The argument du jour for Wednesday was stirred up in a column by Mark Kiszla in which he proclaimed John Elway craftily set Manning up for failure. It caused a firestorm of debate (one of Mr. Kiszla’s Hall of Fame qualities) where irrational Peyton Manning fans took up pitch forks and proclaimed Elway the devil for doing Peyton so dirty.

Sound familiar?

The same refrain was croaked out by Tim Tebow fans who were bitter that Elway had no need of Teeb’s services anymore. Remember those people? We were thrilled Tebow was gone simply because we didn’t have to deal with the dead-eyed disciples of the legend of Timmy anymore. Is that what it’s come to? The people crying about Elway being mean to Manning are just the newest iteration of the Tebowmaniacs but they’re twice as bad because they should know better.

And if we are to go on Mr. Kiszla’s premise that Manning was set up to fail, so what? Elway and Kubiak gave him the rope and he hung himself with it. He was given plenty of opportunities to claw his way back into form and he couldn’t do it. Maybe Kubiak hung him out to dry by letting him play in the Chiefs game because he knew it would be his death knell. But he also knew Manning wouldn’t pass up a chance to play. Thus providing what the front office needed: a reason. They gave him the rope, but he didn’t have to put it around his neck.

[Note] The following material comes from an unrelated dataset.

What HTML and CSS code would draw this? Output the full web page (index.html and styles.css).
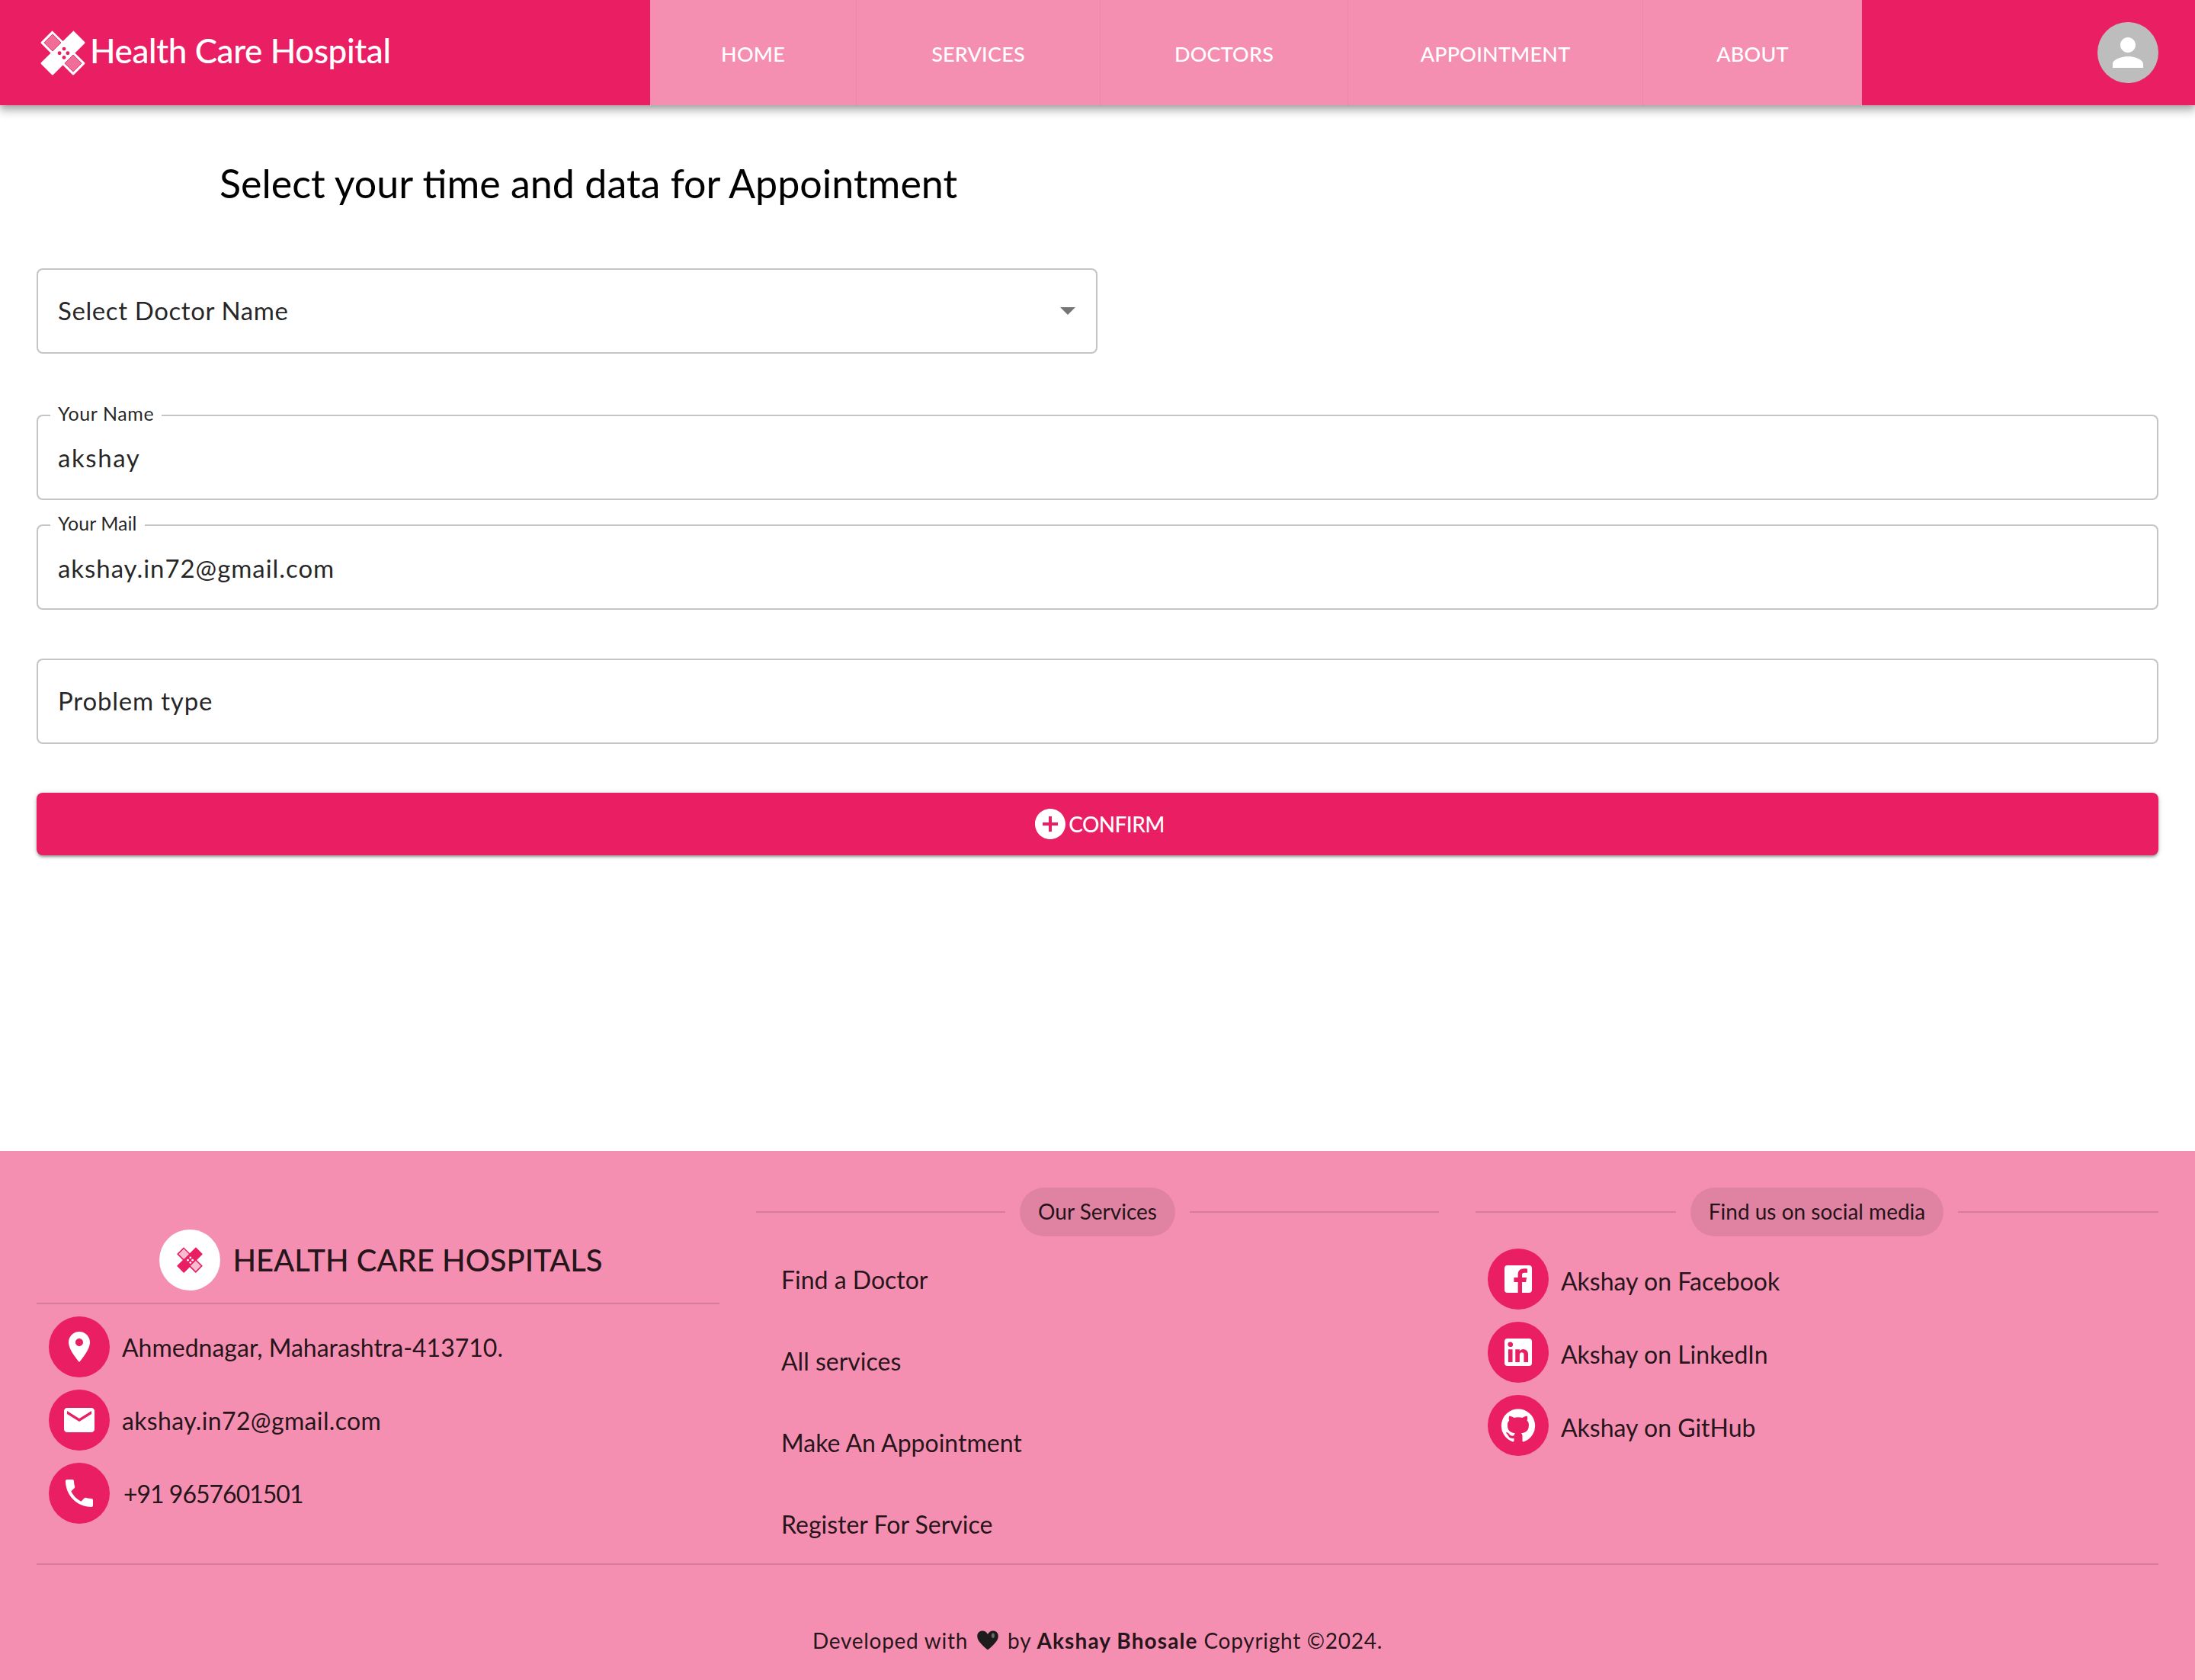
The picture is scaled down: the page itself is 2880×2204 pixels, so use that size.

Manning is a likeable guy and it is sad to see him go out this way. But this is how it goes in professional sports. In fact, we’re reminded on a daily basis how cruel the business side of sports is when we see a player get cut, file for bankruptcy or just plain crash his life into a ditch. So there are far more humiliating things happening to players on daily basis than what is happening to Manning now.

But we’ve built him up so large in our minds that for him to stumble into retirement this way is a Hindenburg disaster way to end a career for most people. And for the person, I am truly sorry. He was a joy to watch and I wish he had a few more games left in his old body, but he doesn’t.

But for the player, I am not sorry. Players are told from an early age that it’s not about the name on the back, it’s about the name on the front that counts. Manning may have never learned this, but the fans certainly should have. The Broncos have been around long before Manning stepped onto the field and it will be around long after. It’s a downer to have it end this way, but if someone is truly a fan of a team first, they should brush this off like running over a squirrel in the road. Support the team, not an individual player. Sorry squirrel.

If Brock Osweiler plays well this Sunday, the anti-Elway chorus will again be blunted for the time being, but I can’t help but think the fans who have soured on the Broncos and its GM are nothing more than Tebowmaniacs 2.0. If Osweiler struggles, we’ll go around on this magic carousel once again and the Manning-ites, like the Tebow zealots before them, will poke their heads out of the ground long enough to figure out which jersey to buy next. If he was alive to assess the situation, a modern day Gandhi might say “I like your Broncos, but I don’t like your Manning fans.” But then again, he was always a Tebow guy.